The woman continued performing CPR for several minutes, intermittently slapping Nolan in the face. He kept passing out then waking back up. Every time he opened his eyes again, Adan’s confidence eroded more and more.

It started to feel like things were not going exactly as planned, after all.

Nolan should have died quickly.

It didn’t make sense. A Lycan can’t survive wolfsbane poisoning. No werewolf can.

It was four minutes after the shooting when the ambulance arrived at the orphanage. Six minutes when the medics got Nolan up onto a gurney. Adan saw Nolan’s chest moving up and down as they carried him out. He was still breathing.

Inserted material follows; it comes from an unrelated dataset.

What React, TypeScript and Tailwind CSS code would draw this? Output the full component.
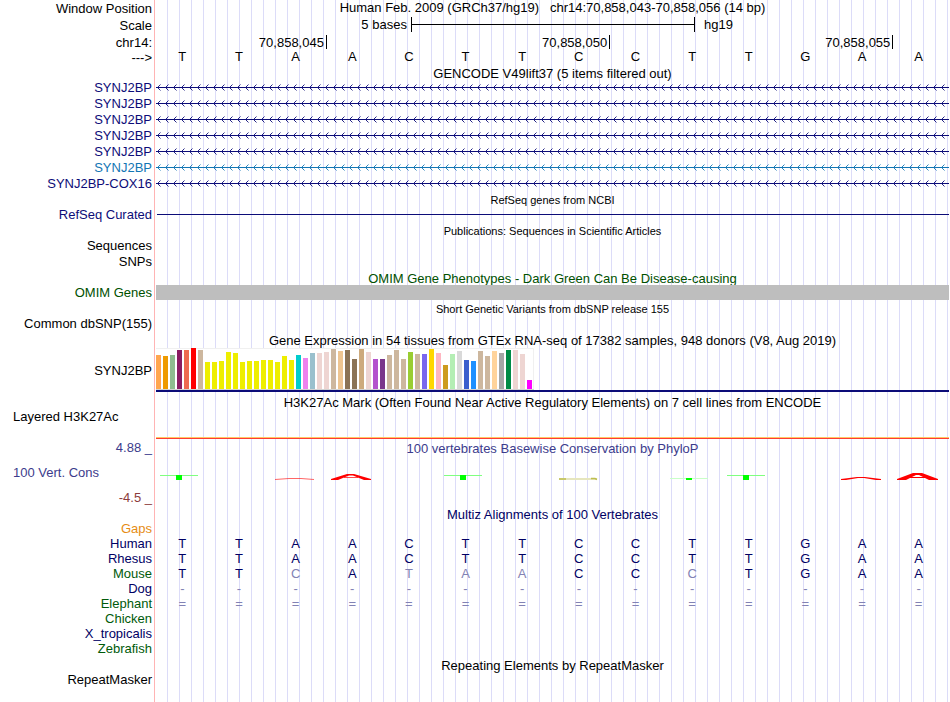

It was time, then, to go into hiding.

Adan thought he’d only need his backup plan if the hitman was captured before he could get his shot off. It never crossed his mind that Nolan could be shot with the poisoned bullet and survive. But that’s what was happening so far.

He will die soon, Adan reassured himself. They can try to fix the gunshot wound, but it won’t heal while the poison is still in Nolan’s blood. There’s no antidote. There’s no way he can survive this.

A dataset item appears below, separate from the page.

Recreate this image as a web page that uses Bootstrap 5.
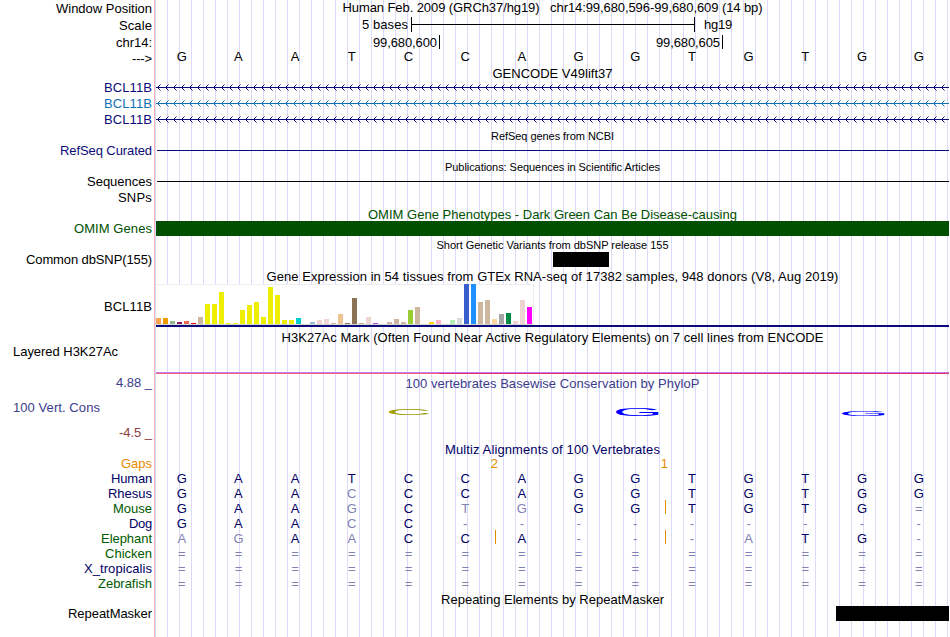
<!doctype html>
<html lang="en">

<head>
    <meta charset="UTF-8">
    <meta name="viewport" content="width=device-width, initial-scale=1">
    <title>Human chr14:99,680,596-99,680,609</title>
    <link href="https://cdn.jsdelivr.net/npm/bootstrap@5.3.3/dist/css/bootstrap.min.css" rel="stylesheet">
    <style>
        body {
            font-family: "Liberation Sans", Arial, sans-serif;
            font-size: 13px;
            line-height: 15px;
            color: #000;
            background: #fff;
            overflow: hidden;
        }

        /* pink divider, blank label column, then a guide line every 12px */
        .browser {
            width: 949px;
            height: 637px;
            background:
                linear-gradient(#ffb4b4, #ffb4b4) 154px 0 / 1px 100% no-repeat,
                linear-gradient(#fff, #fff) 0 0 / 155px 100% no-repeat,
                linear-gradient(to right, #dcdaf8 1px, transparent 1px) 167px 0 / 12px 100%;
        }

        .track { height: 16px; }
        .track-15 { height: 15px; }
        .track-14 { height: 14px; }
        .track-17 { height: 17px; }

        .side {
            width: 155px;
            padding-right: 3px;
            text-align: right;
            white-space: nowrap;
        }

        .plot {
            width: 794px;
            white-space: nowrap;
        }
        .plot.text-center { padding-left: 1px; }

        .small-title { font-size: 11px; }

        .dn-1 { padding-top: 1px; }
        .dn-2 { padding-top: 2px; }
        .dn-3 { padding-top: 3px; }

        .navy { color: #0c0c78; }
        .sky { color: #1270b4; }
        .omim { color: #005000; }
        .cons { color: #3c3c8c; }
        .negative { color: #8c3c3c; }
        .multiz { color: #000064; }
        .clade { color: #005a00; }
        .gaps { color: #e68a00; }

        .scale-text { width: 253px; margin-right: 3px; }
        .scale-bar {
            width: 284px;
            height: 15px;
            margin-right: 9px;
            border: solid #000;
            border-width: 0 1px;
            background: linear-gradient(#000, #000) 0 7px / 100% 1px no-repeat;
        }

        .coord {
            border-right: 1px solid #000;
            height: 14px;
            padding-right: 2px;
            text-align: right;
        }
        .coord-a { width: 285px; }
        .coord-b { width: 283px; }

        .rule {
            height: 1px;
            margin: 7px 0 0 2px;
            background: currentColor;
        }

        .solid { height: 15px; background: #000; }
        .solid-omim { margin-left: 1px; background: #005000; }
        .solid-snp { width: 56px; margin-left: 398px; }
        .solid-repeat { margin-left: 681px; }

        .gtex { height: 43px; }
        .gtex-label { padding-top: 15px; }
        .gtex-box {
            width: 378px;
            height: 41px;
            margin-left: 1px;
            gap: 2px;
            background: #fff;
            border: solid #eee;
            border-width: 1px 1px 1px 0;
            border-bottom-color: #d8d8d8;
        }
        .gtex-box div { width: 5px; flex: none; }
        .gtex-base { height: 2px; margin-left: 1px; background: #0c0c78; }

        .h3k { height: 30px; }
        .h3k-name { padding-left: 13px; text-align: left; }
        .h3k-lines {
            height: 2px;
            margin-left: 1px;
            background: #dc3264;
            border-top: 1px solid #c878f0;
        }
        .h3k-lines div { width: 283px; height: 1px; background: #f06482; }

        .phylo { height: 49px; }
        .phylo-name { padding: 9px 0 10px 13px; text-align: left; }

        .bases {
            display: grid;
            grid-template-columns: repeat(14, 56.69px);
            margin-left: -1.6px;
            text-align: center;
        }
        .bases .diff { color: #8282b4; }
        .insert { position: relative; }
        .insert::before {
            content: "";
            position: absolute;
            left: 1.6px;
            top: -1px;
            width: 1px;
            height: 14px;
            background: #e68a00;
        }
        .gap-first { width: 343px; }
        .gap-second { width: 170px; }
    </style>
</head>

<body>
    <div class="browser d-flex flex-column">
        <!-- position and scale -->
        <div class="track d-flex">
            <div class="side dn-1"><span data-w="96">Window Position</span></div>
            <div class="plot text-center"><span data-w="420">Human Feb. 2009 (GRCh37/hg19)&nbsp;&nbsp;&nbsp;chr14:99,680,596-99,680,609 (14 bp)</span></div>
        </div>
        <div class="track-17 d-flex">
            <div class="side dn-2"><span data-w="33">Scale</span></div>
            <div class="plot d-flex dn-1">
                <div class="scale-text text-end"><span data-w="46">5 bases</span></div>
                <div class="scale-bar"></div>
                <div><span data-w="28">hg19</span></div>
            </div>
        </div>
        <div class="track d-flex">
            <div class="side dn-2"><span data-w="36">chr14:</span></div>
            <div class="plot d-flex dn-2">
                <div class="coord coord-a"><span data-w="64">99,680,600</span></div>
                <div class="coord coord-b"><span data-w="64">99,680,605</span></div>
            </div>
        </div>
        <div class="track-17 d-flex">
            <div class="side dn-2"><span data-w="20">---&gt;</span></div>
            <div class="plot"><div class="bases" data-seq="GAATCCAGGTGTGG"></div></div>
        </div>

        <!-- gencode -->
        <div class="track-14 d-flex">
            <div class="side"></div>
            <div class="plot text-center"><span data-w="120">GENCODE V49lift37</span></div>
        </div>
        <div class="track d-flex navy">
            <div class="side"><span data-w="48">BCL11B</span></div>
            <svg class="plot strand" width="794" height="15"></svg>
        </div>
        <div class="track d-flex sky">
            <div class="side"><span data-w="48">BCL11B</span></div>
            <svg class="plot strand" width="794" height="15"></svg>
        </div>
        <div class="track d-flex navy">
            <div class="side"><span data-w="48">BCL11B</span></div>
            <svg class="plot strand" width="794" height="15"></svg>
        </div>

        <!-- refseq, publications -->
        <div class="track-15 d-flex">
            <div class="side"></div>
            <div class="plot text-center small-title dn-1"><span data-w="123">RefSeq genes from NCBI</span></div>
        </div>
        <div class="track d-flex navy">
            <div class="side"><span data-w="92">RefSeq Curated</span></div>
            <div class="plot"><div class="rule"></div></div>
        </div>
        <div class="track-15 d-flex">
            <div class="side"></div>
            <div class="plot text-center small-title dn-1"><span data-w="215">Publications: Sequences in Scientific Articles</span></div>
        </div>
        <div class="track d-flex">
            <div class="side"><span data-w="65">Sequences</span></div>
            <div class="plot"><div class="rule"></div></div>
        </div>
        <div class="track d-flex">
            <div class="side"><span data-w="34">SNPs</span></div>
            <div class="plot"></div>
        </div>

        <!-- omim -->
        <div class="track-15 d-flex omim">
            <div class="side"></div>
            <div class="plot text-center dn-1"><span data-w="369">OMIM Gene Phenotypes - Dark Green Can Be Disease-causing</span></div>
        </div>
        <div class="track-15 d-flex omim">
            <div class="side"><span data-w="78">OMIM Genes</span></div>
            <div class="plot"><div class="solid solid-omim"></div></div>
        </div>

        <!-- dbsnp -->
        <div class="track d-flex">
            <div class="side"></div>
            <div class="plot text-center small-title dn-2"><span data-w="232">Short Genetic Variants from dbSNP release 155</span></div>
        </div>
        <div class="track-15 d-flex">
            <div class="side"><span data-w="126">Common dbSNP(155)</span></div>
            <div class="plot"><div class="solid solid-snp"></div></div>
        </div>

        <!-- gtex -->
        <div class="track-17 d-flex">
            <div class="side"></div>
            <div class="plot text-center dn-2"><span data-w="572">Gene Expression in 54 tissues from GTEx RNA-seq of 17382 samples, 948 donors (V8, Aug 2019)</span></div>
        </div>
        <div class="gtex d-flex">
            <div class="side gtex-label"><span data-w="48">BCL11B</span></div>
            <div class="plot">
                <div class="gtex-box d-flex align-items-end" id="gtex"></div>
                <div class="gtex-base"></div>
            </div>
        </div>

        <!-- h3k27ac -->
        <div class="track-17 d-flex">
            <div class="side"></div>
            <div class="plot text-center dn-3"><span data-w="542">H3K27Ac Mark (Often Found Near Active Regulatory Elements) on 7 cell lines from ENCODE</span></div>
        </div>
        <div class="h3k d-flex">
            <div class="side h3k-name"><span data-w="105">Layered H3K27Ac</span></div>
            <div class="plot d-flex flex-column justify-content-end">
                <div class="h3k-lines"><div></div></div>
            </div>
        </div>

        <!-- conservation -->
        <div class="track-17 d-flex cons">
            <div class="side dn-1"><span data-w="36">4.88 _</span></div>
            <div class="plot text-center dn-2"><span data-w="294">100 vertebrates Basewise Conservation by PhyloP</span></div>
        </div>
        <div class="phylo d-flex cons">
            <div class="side">
                <div class="phylo-name"><span data-w="87">100 Vert. Cons</span></div>
                <div class="negative"><span data-w="33">-4.5 _</span></div>
            </div>
            <svg class="plot" width="794" height="49" font-size="10">
                <text transform="translate(230.8 23.8) scale(6.4 .83)" fill="#a0a000">C</text>
                <text transform="translate(457.8 24.8) scale(6.45 1.03)" fill="#0000ff">G</text>
                <text transform="translate(683.8 24.8) scale(6.45 .78)" fill="#0000ff">G</text>
            </svg>
        </div>

        <!-- multiz -->
        <div class="track d-flex multiz">
            <div class="side"></div>
            <div class="plot text-center dn-2"><span data-w="215">Multiz Alignments of 100 Vertebrates</span></div>
        </div>
        <div class="track-15 d-flex gaps">
            <div class="side"><span data-w="31">Gaps</span></div>
            <div class="plot d-flex text-end">
                <div class="gap-first">2</div>
                <div class="gap-second">1</div>
            </div>
        </div>
        <div id="species"></div>

        <!-- repeatmasker -->
        <div class="track-15 d-flex">
            <div class="side"></div>
            <div class="plot text-center dn-1"><span data-w="223">Repeating Elements by RepeatMasker</span></div>
        </div>
        <div class="track-15 d-flex">
            <div class="side"><span data-w="84">RepeatMasker</span></div>
            <div class="plot"><div class="solid solid-repeat"></div></div>
        </div>
    </div>

    <script src="https://cdn.jsdelivr.net/npm/bootstrap@5.3.3/dist/js/bootstrap.bundle.min.js"></script>
    <script>
        const human = 'GAATCCAGGTGTGG';
        const species = [
            { name: 'Human', width: 41, cls: 'multiz', seq: 'GAATCCAGGTGTGG' },
            { name: 'Rhesus', width: 44, cls: 'multiz', seq: 'GAACCCAGGTGTGG' },
            { name: 'Mouse', width: 39, cls: 'clade', seq: 'GAAGCTGGGTGTG=', inserts: [9] },
            { name: 'Dog', width: 23, cls: 'multiz', seq: 'GAACC---------' },
            { name: 'Elephant', width: 51, cls: 'clade', seq: 'AGAACCA---ATG-', inserts: [6, 9] },
            { name: 'Chicken', width: 47, cls: 'clade', seq: '==============' },
            { name: 'X_tropicalis', width: 68, cls: 'multiz', seq: '==============' },
            { name: 'Zebrafish', width: 54, cls: 'clade', seq: '==============' }
        ];

        // Bases that differ from human get the lighter shade
        function baseCells(seq, inserts = []) {
            return [...seq].map((base, i) => {
                const cls = [];
                if (base !== human[i]) cls.push('diff');
                if (inserts.includes(i)) cls.push('insert');
                return `<div class="${cls.join(' ')}">${base}</div>`;
            }).join('');
        }

        document.querySelectorAll('[data-seq]').forEach(el => {
            el.innerHTML = baseCells(el.dataset.seq);
        });

        document.getElementById('species').innerHTML = species.map(s => `
            <div class="track-15 d-flex">
                <div class="side ${s.cls}"><span data-w="${s.width}">${s.name}</span></div>
                <div class="plot multiz"><div class="bases">${baseCells(s.seq, s.inserts)}</div></div>
            </div>`).join('');

        // GTEx tissues: [height, color]
        const tissues = [
            [6, '#ffa54f'], [6, '#ee9a00'], [3, '#8fbc8f'], [2, '#8b1c62'], [3, '#ee6a50'], [1, '#ff0000'],
            [7, '#cdb79e'], [20, '#eeee00'], [20, '#eeee00'], [32, '#eeee00'], [1, '#eeee00'], [1, '#eeee00'],
            [14, '#eeee00'], [19, '#eeee00'], [22, '#eeee00'], [7, '#eeee00'], [37, '#eeee00'], [29, '#eeee00'],
            [4, '#eeee00'], [4, '#eeee00'], [6, '#00cdcd'], [0, '#ee82ee'], [2, '#9ac0cd'], [4, '#eed5d2'],
            [5, '#eed5d2'], [1, '#cdb79e'], [10, '#eec591'], [1, '#8b7355'], [26, '#8b7355'], [1, '#cdaa7d'],
            [7, '#eed5d2'], [1, '#b452cd'], [0, '#7a378b'], [2, '#cdb79e'], [5, '#cdb79e'], [2, '#cdb79e'],
            [14, '#9acd32'], [17, '#cdb79e'], [0, '#7a67ee'], [2, '#ffd700'], [4, '#ffb6c1'], [0, '#cd9b1d'],
            [4, '#b4eeb4'], [6, '#d9d9d9'], [40, '#3a5fcd'], [40, '#1e90ff'], [22, '#cdb79e'], [24, '#cdb79e'],
            [5, '#ffd39b'], [10, '#a6a6a6'], [11, '#008b45'], [3, '#eed5d2'], [24, '#eed5d2'], [17, '#ff00ff']
        ];
        document.getElementById('gtex').innerHTML = tissues
            .map(([h, color]) => `<div style="height: ${h}px; background: ${color}"></div>`).join('');

        // Reverse strand arrows, one every 8px, with faded tips
        const dot = (x, y) => `M${x} ${y}h1v1h-1z`;
        document.querySelectorAll('.strand').forEach(svg => {
            let arms = '';
            let tips = '';
            for (let x = 2; x < 792; x += 8) {
                arms += dot(x + 1, 6) + dot(x + 1, 8) + dot(x + 2, 5) + dot(x + 2, 9);
                tips += dot(x + 3, 4) + dot(x + 3, 10);
            }
            svg.innerHTML = `<path d="M1 7h793v1H1z${arms}" fill="currentColor"/>
                <path d="${tips}" fill="currentColor" fill-opacity=".5"/>`;
        });

        // Track each text out or in to its own width
        document.querySelectorAll('[data-w]').forEach(el => {
            const diff = el.dataset.w - el.getBoundingClientRect().width;
            el.style.letterSpacing = `${diff / el.textContent.length}px`;
        });
    </script>
</body>

</html>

But while his brother was still alive, Adan could not yet rest.

He could not yet take his place on the throne for granted.

Plan B was a safehouse of sorts. It was a place where they couldn’t be found, a place that didn’t even exist until recently. A place where Adan could wait until Nolan was confirmed dead.

While Nolan lived, he was still the Heir and future Alpha King. Still the one in power. Still the one in control of the law.

And as the prince’s would-be murderer, Adan was not just a wanted man now. He was public enemy number one.

The location of the safehouse was selected for the road that would lead them there. The mountain road, accessible directly from Kerr’s property, wound its way up and down the mountainside around tight corners, and led to a place just about as remote as you could find. If you were being followed on this road, you would know it.

Their go bags were already in the car. After Kerr grabbed several bottles of liquor from his office bar, loosening the cap on one and taking a swig while they walked out of the house, they were on the road.

Kerr tuned the radio to a news station. It didn’t matter which one. All of them were reporting on the shooting.

But the news teams didn’t know anything more than Adan and Kerr did. Adan flipped the radio off and they drove on in silence, checking their mirrors constantly but never spotting a trail behind them.